Get outta here, leave us be
You’ve stayed too long it’s time to leave
Your day is done, you’re world is over
Your best attempts were mediocre
Your castle walls have turned to dust
Your fake medallion’s showing rust
Here come the lawyers, here comes the hearse
It looks like murder, it may be worse
Barre-toi d’ici, laisse-nous vivre
Tu es resté trop longtemps, il est temps de partir
Ton temps est fait, ton monde est fini
Tes meilleurs tentatives furent médiocres
Les murs de tes châteaux tombent en poussière
Tes fausses médailles laissent voir la rouille
Voici les hommes de loi, voici le corbillard
Ca ressemble à un meurtre, ça peut être pire
Et puis, comment éviter Neil Young, toujours présent, toujours actif, toujours engagé ? Lui aussi a revu une de ses anciennes chansons et l’a adaptée à la situation. Son Looking for a leader est devenu Looking for a leader 2020, tout simplement. Et la fin de la chanson nous dit ceci:
We don't need a leader
Building walls around our house
Who don't know black lives matter
And it's time to vote him out
We're lookin' for a leader
With The Great Spirit on his side
Nous n’avons pas besoin d’un leader
Qui construit des murs autour de chez nous
Qui ne sait pas que la vie des noirs compte
Et il est temps de le chasser par le vote
Nous voulons un leader
Qui aurait le Grand Esprit à ses côtés
Enfin, pour terminer ce bref tour d’horizons de ceux qui ont chanté contre Trump, il ne faudrait pas oublier l’archétype même du protest singer en la personne de David Rovics. Voilà des années qu’aucune cause n’échappe à sa chanson. Trump et son mandat y sont passés de diverses manières bien évidemment. On peut, par exemple, retenir God’s gift to the Caliphate, chanson écrite dès 2016. Rovics dit qu’il a écrit cette chanson pour Donald Trump, le principal recruteur de Daesh !

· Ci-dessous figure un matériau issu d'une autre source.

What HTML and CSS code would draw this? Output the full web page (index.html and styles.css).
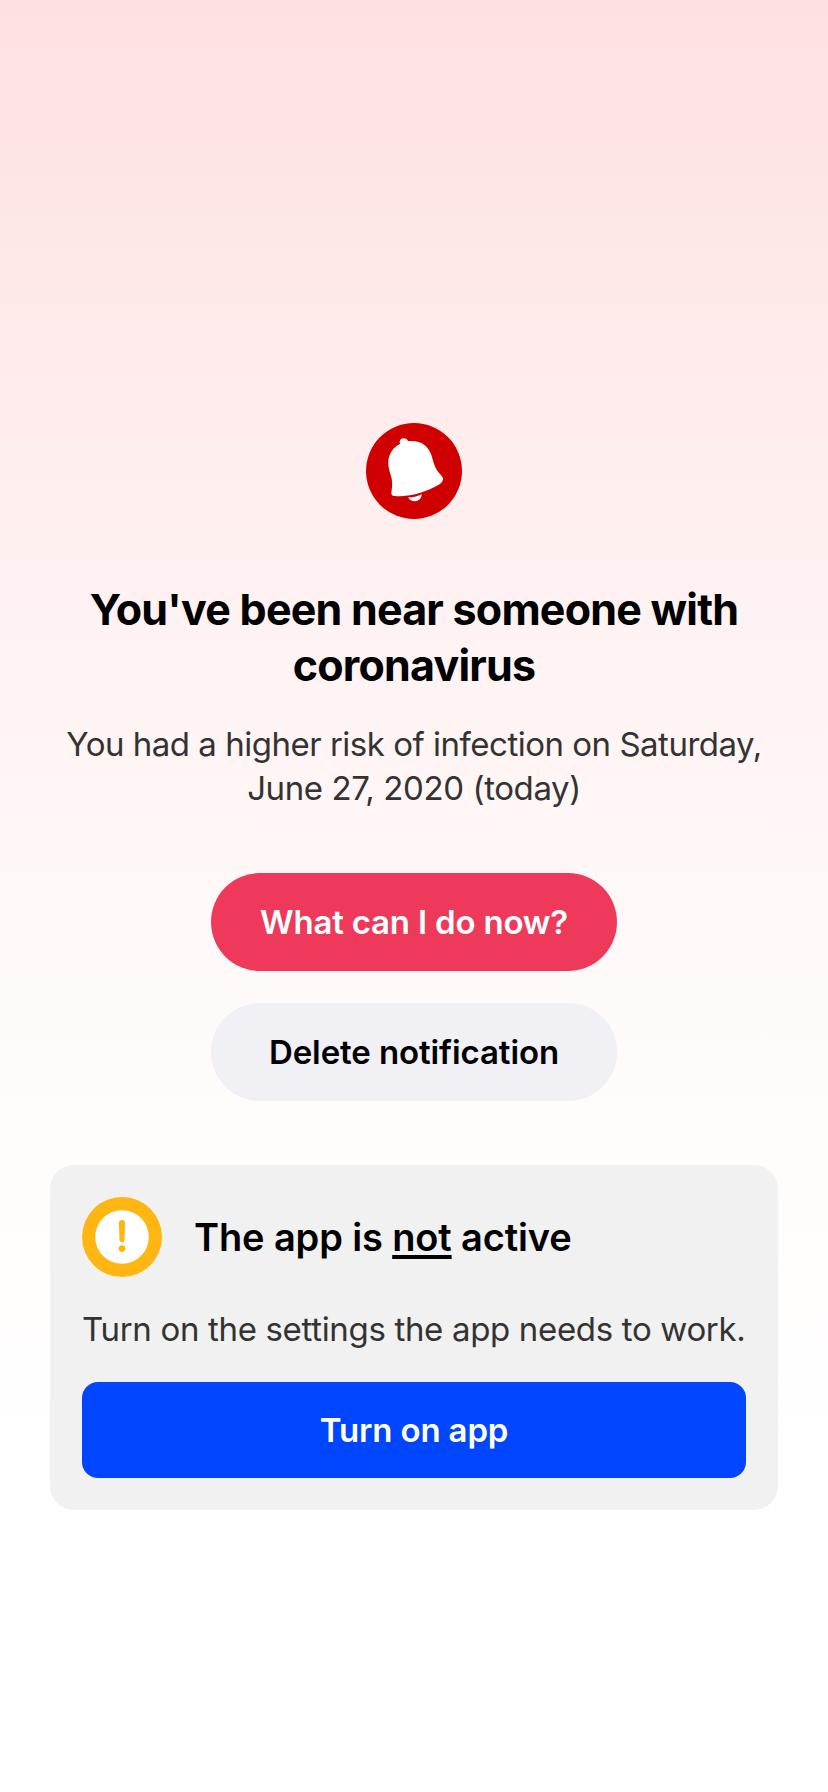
FILE: index.html
```html
<!DOCTYPE html>
<html lang="en">
<head>
<meta charset="utf-8">
<title>Exposure notification</title>
<link rel="stylesheet" href="styles.css">
</head>
<body>
<main class="screen">
  <svg class="bell" viewBox="0 0 96 96" aria-hidden="true">
    <circle cx="48" cy="48" r="48" fill="#d00000"/>
    <path fill="#fff" d="M34 21C33 17.300 35 15.200 37.800 15.200C40 15.200 41.500 16.300 42 18.200C55 17 62.500 23 65.700 33C68 41 69 45.500 74 51C77.300 54.500 77.600 55.500 76.500 58C75 61 72 62.300 67 64.800C54 71 41 74 29 73C25.800 72.700 25.100 71.800 25.500 68.500C26.300 63 26.700 57.500 24.700 52C22 44 21.500 37 23.700 32C26 26.500 29.500 23 34 21Z"/>
    <path fill="#fff" d="M42.200 74.300C47 74.600 51.500 73.300 55.700 71.200C55.700 75.200 52.500 78.200 49 78.200C46 78.200 43.200 76.800 42.200 74.300Z"/>
  </svg>
  <h1 class="title">You've been near someone with<br>coronavirus</h1>
  <p class="message"><span class="message-first">You had a higher risk of infection on Saturday,</span><br>June 27, 2020 (today)</p>
  <div class="actions">
    <button class="pill pill-primary">What can I do now?</button>
    <button class="pill pill-secondary">Delete notification</button>
  </div>
  <section class="card">
    <div class="card-head">
      <svg class="warning" viewBox="0 0 80 80" aria-hidden="true">
        <circle cx="40" cy="40" r="40" fill="#ffb612"/>
        <circle cx="40" cy="40" r="26.800" fill="#fff"/>
        <path fill="#ffb612" d="M36.900 26.200a3.100 3.100 0 0 1 6.200 0L42.500 43a2.500 2.300 0 0 1-5 0Z"/>
        <circle cx="40" cy="51.600" r="3.400" fill="#ffb612"/>
      </svg>
      <h2 class="card-title">The app is <span class="underlined">not</span> active</h2>
    </div>
    <p class="card-text">Turn on the settings the app needs to work.</p>
    <button class="turn-on">Turn on app</button>
  </section>
</main>
</body>
</html>
```
FILE: styles.css
```css
* { box-sizing: border-box; }
body {
  margin: 0;
  font-family: Inter, "Liberation Sans", sans-serif;
  font-feature-settings: "calt" 0;
}
h1, h2, p { margin: 0; white-space: nowrap; }
button { border: 0; padding: 0; font: inherit; }
.screen {
  height: 1792px;
  display: flex;
  flex-direction: column;
  align-items: center;
  padding: 423px 50px 0;
  background: linear-gradient(#ffe0e2 0, #fee6e6 200px, #ffeded 420px, #fff3f3 660px, #fff9f9 950px, #fffdfc 1180px, #fff 1500px);
}
.bell { width: 96px; height: 96px; flex: none; }
.title {
  margin-top: 62px;
  font-size: 43px;
  line-height: 56px;
  font-weight: 700;
  text-align: center;
  color: #000;
  letter-spacing: -0.78px;
}
.message {
  margin-top: 29px;
  font-size: 33px;
  line-height: 44px;
  text-align: center;
  color: #333;
  letter-spacing: -0.4px;
}
.message-first { letter-spacing: -0.49px; }
.actions {
  margin-top: 63px;
  display: flex;
  flex-direction: column;
  gap: 32px;
}
.pill {
  width: 406px;
  height: 98px;
  border-radius: 49px;
  font-size: 33px;
  font-weight: 600;
}
.pill-primary { background: #ee395b; color: #fff; letter-spacing: -0.2px; }
.pill-secondary { background: #f0f0f5; color: #000; letter-spacing: -0.1px; }
.card {
  width: 728px;
  height: 345px;
  margin-top: 64px;
  padding: 32px;
  border-radius: 24px;
  background: #f1f1f1;
}
.card-head { display: flex; align-items: center; gap: 32px; }
.warning { width: 80px; height: 80px; flex: none; }
.card-title {
  font-size: 38px;
  line-height: 52px;
  font-weight: 600;
  letter-spacing: -0.13px;
}
.underlined {
  text-decoration: underline;
  text-decoration-thickness: 4px;
  text-underline-offset: 4px;
  text-decoration-skip-ink: none;
}
.card-text {
  margin-top: 30px;
  font-size: 33px;
  line-height: 44px;
  color: #333;
  letter-spacing: -0.33px;
}
.turn-on {
  display: block;
  width: 100%;
  height: 96px;
  margin-top: 31px;
  border-radius: 16px;
  background: #0046ff;
  color: #fff;
  font-size: 33px;
  font-weight: 600;
  letter-spacing: -0.15px;
}
```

He was born a rich man, then he got richer still
By bribing politicians on Capitol Hill
By declaring bankruptcy, by working with the mob
By causing lots of Americans to lose their union jobs
By exporting industries to sweatshops overseas
By acting like an idiot on national TV
But now add to his accomplishments one more impressive trait
He's God's gift to the Caliphate
… For jihadi recruiters his campaign is heaven-sent
It's a war between religions, a civilizational fight
That's what Daesh says – and Donald Trump says “that's right
All you Muslims stay out of here – just go join Islamic State”
Il est né riche et l’est devenu plus encore
En graissant la patte aux politiciens sur la colline du Capitol
En déclarant des faillites, en travaillant avec la canaille
En poussant plein d’Américains à perdre leur boulot syndiqué
En délocalisant des entreprises vers des ateliers de misère outre-mer
En agissant comme un idiot sur la télévision nationale
Mais ensuite ajoutez à son œuvre un fait plus marquant
Il est un don de Dieu au Califat
… pour les recruteurs du Djihad sa campagne est un cadeau du ciel
C’est une guerre de religions, un combat de civilisations
Voilà ce qu’en dit Daesh – et Donald Trump insiste « c’est vrai
Vous les Musulmans restez en dehors d’ici – rejoignez votre Etat islamique »
Trump est enfin parti mais gageons que tous ces chanteurs, et bien d’autres qui les suivront, devront encore armer leurs textes et leurs guitares pour continuer ce combat entamé par des Woody Guthrie, Jim Garland, Joe Hill, Sarah Ogan Gunning, Aunt Molly Jackson, Pete Seeger, Phil Ochs, Tom Paxton… et tant d’autres.